When the smoke clears form this economy ********, it should be a fun market. Like he stated people are tired of the garbage produced now. Forget China buy a product that helps suppport our own. But kids today want it now. We are a disposable now generation, we need to move past that to rebuild our economy. Save a little and buy quality, have it 10 years instead of 3. I think the sun will shine again, so follow your dreams and when the smoke clears you will be there. I have seen some huge audio shops fail lately that have been around for years, but you have the right idea and I run a similar format and had a very successfull year to tell you the truth. My purchases were up and my inventory was down. Stayed very busy, but I am old school, I have been in it for over 20 years, built my first 4th order when I was 12 years old for my room. At 14 I built a 12 cubic foot enclosure tuned to 40 hertz with 2 6" PVC ports for a pair of Rockford Punch 15 running off an old PPI 2075 am series. Hardly anyone knew what a ported box was 20 years ago. But I did alot of ready and studying of Theil's works. Anyway we focus on detail. I prebuild my enclosures and then allocate, for example, 3 hours to install a deck, run power wire and hook up the subs and amp. And that is for 2 of us. Seems crazy becuase most shops would allow 2 hours and one guy for a job like that, but we vacuum the car out and etc. It leaves in better condition then it arrived in and hence has kept us in business, you just can not get rich of one sale. So focus on the end result and your passion of the industry and the work seems to find you. People are looking for quality and generally trying to spend their money "smarter". So when you need a dishwasher go to your local speciality shop and drive past the Home Depots and Best Buy do not support that end of the business and it will get better for everyone on each end of the industry. Sorry for the rant, I am just fearing what is next if we do not use our heads.


----------



## audiogodz1 (Jan 5, 2010)

R/T Pimp said:


> Stayed very busy, but I am old school, I have been in it for over 20 years, built my first 4th order when I was 12 years old for my room. At 14 I built a 12 cubic foot enclosure tuned to 40 hertz with 2 6" PVC ports for a pair of Rockford Punch 15 running off an old PPI 2075 am series. Hardly anyone knew what a ported box was 20 years ago.


Funny you said that, I have this polaroid from 1992 of a box I was building. It was tuned with PVC.  There was nothing I built for the next 4 years louder than this box. It was legendary around the neighborhood.


----------



## lucas569 (Apr 17, 2007)

i love the smell of a fresh install, ever notice the smell? cmon im not alone!


----------



## R/T Pimp (Jan 7, 2010)

Oh I will have to get some old pics out now.



audiogodz1 said:


> Funny you said that, I have this polaroid from 1992 of a box I was building. It was tuned with PVC.  There was nothing I built for the next 4 years louder than this box. It was legendary around the neighborhood.


----------



## audiogodz1 (Jan 5, 2010)

lucas569 said:


> i love the smell of a fresh install, ever notice the smell? cmon im not alone!
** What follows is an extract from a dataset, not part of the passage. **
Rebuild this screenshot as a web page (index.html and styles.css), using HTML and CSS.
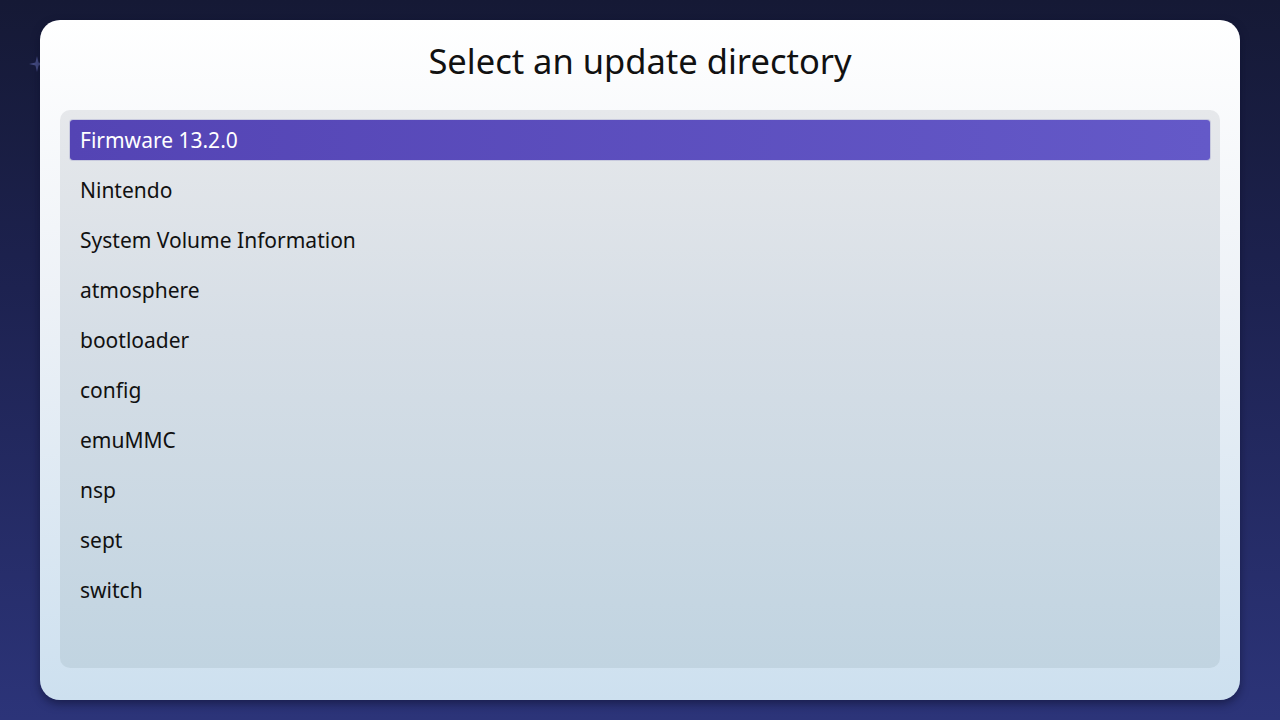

Well that depends..... if it was done by a large chain then yes it usually has a distinct burning smell.


----------



## R/T Pimp (Jan 7, 2010)

I think I am going to really like this site. I am registered on 4 other sites under the same name as here if it matters, but this has really but a spark back into me being on here.


----------



## kp89gt (Dec 11, 2009)

I'm one of the 30 something's that's been out of the industry for years and am now yearning for the old school stuff. I can' believe this CRAP nowadays! 

I started as a shade tree installer. Hooked up with a friend and we started doing custom installs for people. I went into the telecommunications industry, while he went into audio. He eventually opened a shop and did some really nice work. I'm still in telecom and he's out of business.
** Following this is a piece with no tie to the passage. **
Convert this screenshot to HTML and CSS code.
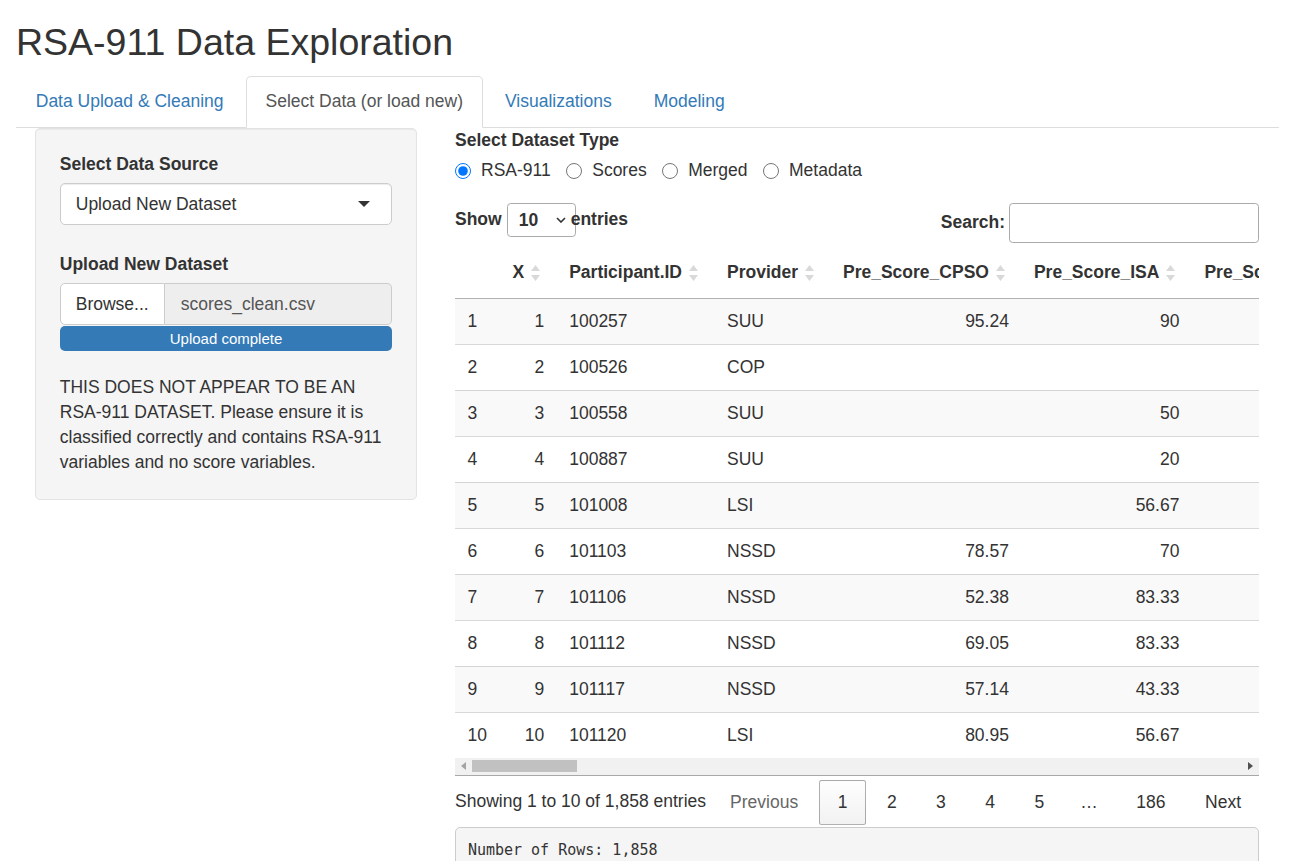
FILE: index.html
```html
<!DOCTYPE html>
<html lang="en">
<head>
<meta charset="utf-8">
<title>RSA-911 Data Exploration</title>
<link rel="stylesheet" href="styles.css">
</head>
<body>
<div class="page">
  <h2 class="title">RSA-911 Data Exploration</h2>
  <ul class="tabs">
    <li class="tab"><a>Data Upload &amp; Cleaning</a></li>
    <li class="tab active"><a>Select Data (or load new)</a></li>
    <li class="tab"><a>Visualizations</a></li>
    <li class="tab"><a>Modeling</a></li>
  </ul>
  <div class="tab-content">
    <aside class="well">
      <div class="group group-select">
        <label class="label">Select Data Source</label>
        <div class="selectize"><span>Upload New Dataset</span><span class="caret"></span></div>
      </div>
      <div class="group">
        <label class="label">Upload New Dataset</label>
        <div class="file">
          <span class="browse">Browse...</span>
          <span class="filename">scores_clean.csv</span>
        </div>
        <div class="progress">Upload complete</div>
      </div>
      <p class="note">THIS DOES NOT APPEAR TO BE AN RSA-911 DATASET. Please ensure it is classified correctly and contains RSA-911 variables and no score variables.</p>
    </aside>
    <main class="main">
      <label class="label">Select Dataset Type</label>
      <div class="radios">
        <label class="radio"><input type="radio" name="dtype" checked><span>RSA-911</span></label>
        <label class="radio"><input type="radio" name="dtype"><span>Scores</span></label>
        <label class="radio"><input type="radio" name="dtype"><span>Merged</span></label>
        <label class="radio"><input type="radio" name="dtype"><span>Metadata</span></label>
      </div>
      <div class="dt-top">
        <div class="length">
          <span>Show</span>
          <span class="len-wrap">
            <select class="len-select"><option>10</option><option>25</option><option>50</option><option>100</option></select>
            <svg class="chev" width="10" height="6" viewBox="0 0 10 6"><path d="M1 1 L5 5 L9 1" fill="none" stroke="#333" stroke-width="1.6"/></svg>
          </span>
          <span>entries</span>
        </div>
        <label class="filter">Search:<input type="search"></label>
      </div>
      <div class="dt-scroll">
        <table class="dt">
          <thead>
            <tr>
              <th class="plain"></th>
              <th class="num">X<span class="sort"><svg width="9" height="16" viewBox="0 0 9 16"><path d="M4.5 0 L9 6 H0 Z M0 10 H9 L4.5 16 Z" fill="#d9d9d9"/></svg></span></th>
              <th>Participant.ID<span class="sort"><svg width="9" height="16" viewBox="0 0 9 16"><path d="M4.5 0 L9 6 H0 Z M0 10 H9 L4.5 16 Z" fill="#d9d9d9"/></svg></span></th>
              <th>Provider<span class="sort"><svg width="9" height="16" viewBox="0 0 9 16"><path d="M4.5 0 L9 6 H0 Z M0 10 H9 L4.5 16 Z" fill="#d9d9d9"/></svg></span></th>
              <th class="num">Pre_Score_CPSO<span class="sort"><svg width="9" height="16" viewBox="0 0 9 16"><path d="M4.5 0 L9 6 H0 Z M0 10 H9 L4.5 16 Z" fill="#d9d9d9"/></svg></span></th>
              <th class="num">Pre_Score_ISA<span class="sort"><svg width="9" height="16" viewBox="0 0 9 16"><path d="M4.5 0 L9 6 H0 Z M0 10 H9 L4.5 16 Z" fill="#d9d9d9"/></svg></span></th>
              <th class="clip">Pre_Sc</th>
            </tr>
          </thead>
          <tbody>
            <tr><td>1</td><td class="num">1</td><td>100257</td><td>SUU</td><td class="num">95.24</td><td class="num">90</td><td></td></tr>
            <tr><td>2</td><td class="num">2</td><td>100526</td><td>COP</td><td class="num"></td><td class="num"></td><td></td></tr>
            <tr><td>3</td><td class="num">3</td><td>100558</td><td>SUU</td><td class="num"></td><td class="num">50</td><td></td></tr>
            <tr><td>4</td><td class="num">4</td><td>100887</td><td>SUU</td><td class="num"></td><td class="num">20</td><td></td></tr>
            <tr><td>5</td><td class="num">5</td><td>101008</td><td>LSI</td><td class="num"></td><td class="num">56.67</td><td></td></tr>
            <tr><td>6</td><td class="num">6</td><td>101103</td><td>NSSD</td><td class="num">78.57</td><td class="num">70</td><td></td></tr>
            <tr><td>7</td><td class="num">7</td><td>101106</td><td>NSSD</td><td class="num">52.38</td><td class="num">83.33</td><td></td></tr>
            <tr><td>8</td><td class="num">8</td><td>101112</td><td>NSSD</td><td class="num">69.05</td><td class="num">83.33</td><td></td></tr>
            <tr><td>9</td><td class="num">9</td><td>101117</td><td>NSSD</td><td class="num">57.14</td><td class="num">43.33</td><td></td></tr>
            <tr><td>10</td><td class="num">10</td><td>101120</td><td>LSI</td><td class="num">80.95</td><td class="num">56.67</td><td></td></tr>
          </tbody>
        </table>
      </div>
      <div class="hscroll">
        <span class="sb-btn"><svg width="5" height="8" viewBox="0 0 5 8"><path d="M5 0 V8 L0 4 Z" fill="#a3a3a3"/></svg></span>
        <span class="sb-thumb"></span>
        <span class="sb-track"></span>
        <span class="sb-btn"><svg width="5" height="8" viewBox="0 0 5 8"><path d="M0 0 V8 L5 4 Z" fill="#505050"/></svg></span>
      </div>
      <div class="dt-bottom">
        <div class="info">Showing 1 to 10 of 1,858 entries</div>
        <div class="paginate">
          <a class="pbtn disabled">Previous</a>
          <a class="pbtn current">1</a>
          <a class="pbtn">2</a>
          <a class="pbtn">3</a>
          <a class="pbtn">4</a>
          <a class="pbtn">5</a>
          <span class="ellipsis">…</span>
          <a class="pbtn">186</a>
          <a class="pbtn">Next</a>
        </div>
      </div>
      <pre class="verbatim">Number of Rows: 1,858</pre>
    </main>
  </div>
</div>
</body>
</html>
```
FILE: styles.css
```css
html, body {
  margin: 0;
  padding: 0;
  background: #fff;
}
body {
  font-family: "Liberation Sans", Arial, Helvetica, sans-serif;
  font-size: 17.5px;
  line-height: 25px;
  color: #333;
}
.page {
  padding: 0 12px 0 16px;
}
.title {
  margin: 22px 0 12.5px;
  font-size: 37.5px;
  line-height: 41.25px;
  font-weight: 400;
  color: #333;
}
.tabs {
  list-style: none;
  margin: 0;
  padding: 0;
  display: flex;
  border-bottom: 1px solid #ddd;
}
.tab {
  margin-right: 2.5px;
  margin-bottom: -1px;
}
.tab a {
  display: block;
  padding: 12.5px 18.75px;
  border: 1px solid transparent;
  border-radius: 5px 5px 0 0;
  color: #337ab7;
  line-height: 25px;
  cursor: pointer;
}
.tab.active a {
  color: #555;
  background: #fff;
  border-color: #ddd #ddd transparent;
}
.tab-content {
  display: flex;
  align-items: flex-start;
  padding-left: 19px;
  gap: 38px;
}
.well {
  flex: 0 0 382px;
  box-sizing: border-box;
  padding: 23px 23.75px 23.75px;
  background: #f5f5f5;
  border: 1px solid #e3e3e3;
  border-radius: 5px;
  box-shadow: inset 0 1px 1px rgba(0, 0, 0, 0.05);
}
.label {
  display: block;
  font-weight: 700;
  margin-bottom: 6.25px;
}
.group-select {
  margin-bottom: 27px;
}
.selectize {
  height: 42px;
  box-sizing: border-box;
  border: 1px solid #ccc;
  border-radius: 5px;
  background: #fff;
  padding: 0 21px 0 15px;
  display: flex;
  align-items: center;
  justify-content: space-between;
  box-shadow: inset 0 1px 1px rgba(0, 0, 0, 0.075);
}
.caret {
  width: 0;
  height: 0;
  border-left: 6px solid transparent;
  border-right: 6px solid transparent;
  border-top: 6px solid #333;
}
.file {
  display: flex;
  height: 42px;
}
.browse {
  flex: 0 0 104px;
  box-sizing: border-box;
  border: 1px solid #ccc;
  border-radius: 5px 0 0 5px;
  background: #fff;
  padding: 7.5px 15px;
  color: #333;
}
.filename {
  flex: 1;
  box-sizing: border-box;
  border: 1px solid #ccc;
  border-left: 0;
  border-radius: 0 5px 5px 0;
  background: #eee;
  color: #555;
  padding: 7.5px 16px;
}
.progress {
  margin-top: 1px;
  height: 25px;
  background: #337ab7;
  border-radius: 5px;
  color: #fff;
  font-size: 15px;
  line-height: 25px;
  text-align: center;
}
.note {
  margin: 24px 0 0;
}
.main {
  flex: 0 0 804px;
  width: 804px;
}
.radios {
  display: flex;
  align-items: center;
  height: 25px;
  margin-top: -1px;
  margin-bottom: 19.75px;
}
.radio {
  display: flex;
  align-items: center;
  margin-right: 15.5px;
}
.radio input {
  width: 16px;
  height: 16px;
  margin: 0 10px 0 0;
}
.dt-top {
  display: flex;
  justify-content: space-between;
  align-items: flex-start;
  margin-bottom: 5px;
}
.length {
  display: flex;
  align-items: center;
  font-weight: 700;
  height: 34px;
}
.len-wrap {
  display: inline-flex;
  align-items: center;
  margin: 0 5px;
}
.len-select {
  appearance: none;
  -webkit-appearance: none;
  width: 69px;
  height: 34px;
  box-sizing: border-box;
  border: 1px solid #aaa;
  border-radius: 3.75px;
  background: #fff;
  padding: 0 0 0 11px;
  font: 700 17.5px "Liberation Sans", Arial, sans-serif;
  color: #333;
}
.chev {
  margin-left: -20px;
  pointer-events: none;
}
.filter {
  display: flex;
  align-items: center;
  font-weight: 700;
}
.filter input {
  width: 250px;
  height: 40px;
  box-sizing: border-box;
  margin: 0 0 0 4px;
  border: 1px solid #aaa;
  border-radius: 3.75px;
  padding: 5px;
  font: 17.5px "Liberation Sans", Arial, sans-serif;
}
.dt-scroll {
  width: 804px;
  overflow: hidden;
}
.dt {
  border-collapse: separate;
  border-spacing: 0;
  white-space: nowrap;
}
.dt th {
  position: relative;
  font-weight: 700;
  text-align: left;
  padding: 12.5px 32.5px 12.5px 12.5px;
  border-bottom: 1px solid rgba(0, 0, 0, 0.3);
  line-height: 25px;
}
.dt th.num {
  text-align: right;
}
.dt th.clip {
  padding-right: 0;
}
.sort {
  position: absolute;
  right: 16.5px;
  top: 50%;
  margin-top: -8px;
  height: 16px;
  line-height: 0;
}
.dt td {
  padding: 10px 12.5px;
  border-top: 1px solid rgba(0, 0, 0, 0.15);
  line-height: 25px;
}
.dt td.num {
  text-align: right;
}
.dt tbody tr:first-child td {
  border-top: 0;
}
.dt tbody tr:nth-child(odd) td {
  background: #f9f9f9;
}
.hscroll {
  display: flex;
  align-items: center;
  height: 17px;
  background: #f1f1f1;
  border-bottom: 1px solid rgba(0, 0, 0, 0.3);
}
.sb-btn {
  flex: 0 0 17px;
  height: 17px;
  display: flex;
  align-items: center;
  justify-content: center;
}
.sb-thumb {
  flex: 0 0 105px;
  height: 12px;
  background: #c1c1c1;
}
.sb-track {
  flex: 1;
}
.dt-bottom {
  display: flex;
  justify-content: space-between;
  align-items: flex-start;
}
.info {
  padding-top: 13.2px;
}
.paginate {
  display: flex;
  align-items: flex-start;
  padding-top: 4.4px;
  margin-right: -0.5px;
}
.pbtn {
  padding: 8.75px 17.5px;
  border: 1px solid transparent;
  border-radius: 2.5px;
  margin-left: 2.5px;
  color: #333;
  line-height: 25px;
  cursor: pointer;
}
.pbtn.disabled {
  color: #666;
}
.pbtn.current {
  border-color: rgba(0, 0, 0, 0.3);
  background: linear-gradient(to bottom, rgba(230, 230, 230, 0.05) 0%, rgba(0, 0, 0, 0.05) 100%);
}
.ellipsis {
  padding: 9.75px 17.5px;
  line-height: 25px;
}
.verbatim {
  margin: 2px 0 0;
  padding: 11.875px;
  background: #f5f5f5;
  border: 1px solid #ccc;
  border-radius: 5px;
  font-family: "DejaVu Sans Mono", "Liberation Mono", monospace;
  font-size: 15px;
  line-height: 21.4px;
  color: #333;
}
```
Between this forum and ebay, I hope to amass what I really want. The only thing that looks good lately, is some of the time alignment gear. But, I want an old head unit, so TA will have to be an external box. 

I used to run an MB Quart three-way set with JL subs and Phoenix Gold amps. I wouldn't buy anything from any of those manufacturers now! Except maybe JL, but I don't like the looks of their subs now. I like the old look best.


----------



## audiogodz1 (Jan 5, 2010)

Yes so far I have been pleased with the topics and conversations here. I found the place through a search for some old school stuff and ran into the old school amps thread. Tons of stuff in there that looked great, but disappointed with the lack of mention of Rodek. 

Not much at al on the whole site here. Rodek used to be just as solid as anyone and they seemed to be the guys that got the shaft on the popularity wagon. It's PPI this and rockford that when we discuss old school. I don't know why that is. Rodek could hold up against all of them.

Loving the place though.


----------



## xxEMOxx (Sep 29, 2009)

i have access to a ton of old school stuff, they had so much rodek stuff i didnt even know what or whom it was, tried one.... love it..... amazingly even when ZED comes up people still dont think about rodek


----------



## jbcon (Feb 15, 2010)

This is a refershing thread, I commend you on wanting to get back into the industry and bring back some of what I feel has left us.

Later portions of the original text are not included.